While Pixar’s Inside Out was enjoying a critically acclaimed bow at this year’s Cannes Film Festival, John Lasseter was there to talk about an issue that’s gradually being brought to the forefront: that of diversity in feature animation.
While progress has been made in terms of putting more female and racially diverse characters and backgrounds on the screen, John made a point of telling the press that there was more work to be done, especially where Disney and Pixar are concerned (following quotations taken from Screen Rant):
“It’s very important to us … to have female and ethnic characters. It’s grown in importance over time. As you’ll see in future films, we’re really paying attention to that… We have been seeing more and more women, and more and more people from all over the world starting to work with it. That’s exciting. I think it will get reflected in the characters.”

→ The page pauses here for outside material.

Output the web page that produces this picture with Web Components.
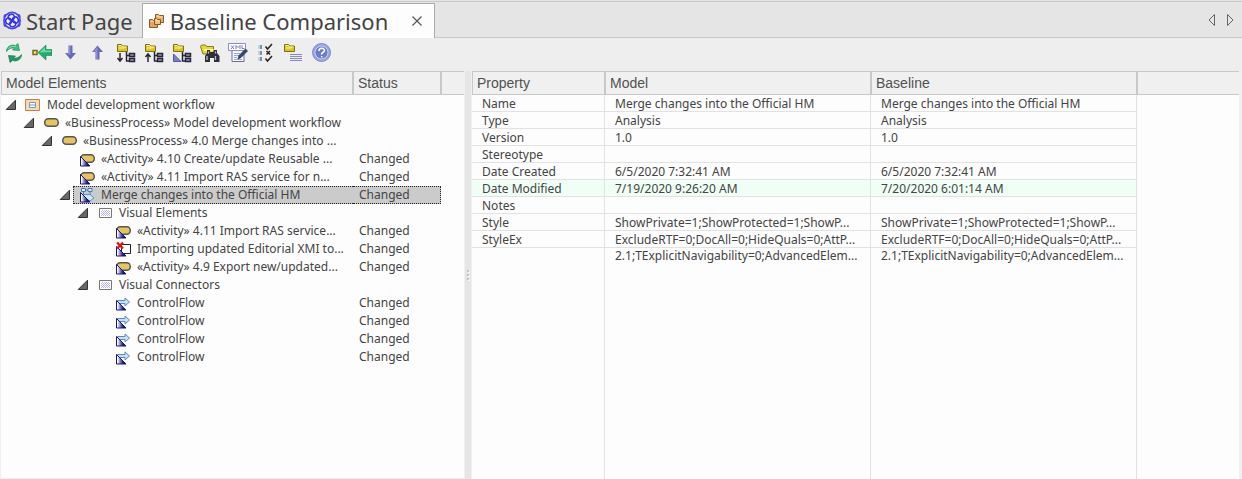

To that end, he pointed out one of Disney’s upcoming animated features, Moana. In particular, he highlighted the film’s Polynesian-inspired setting in comparison to the more traditional European fairy-tale setting:
“[‘Moana’ is] pretty spectacular. I guess most people think of fairy tales as European fairy tales. We’re trying to reach out and find origins of legends all over the world.”
As I’ve said before, there has been more of an effort to feature characters of different backgrounds and races. Last year gave us The Book of Life and Big Hero 6. The former had a Mexican lead character (Monolo) in a fantasy setting inspired by Mexico and the Day of the Dead holiday. The latter had a racially diverse set of characters in an equally diverse setting (San Fransokyo). This year even gave us DreamWorks Animation’s Home, which starred a African American teenager (of ambiguous age) as a lead protagonist.
If anything, I would say this is a subject that isn’t exclusively tied down to just Disney and/or Pixar. It’s an industry-wide issue, and the goals that John stated are definitely goals that could apply to any major animation studio.
So yes, we’ll definitely see more of these types of films, either as the demand becomes louder or as they become more successful at the box office.
What do you think? Is John correct in his assessment about the need to ‘do more’? What are your thoughts on this topic?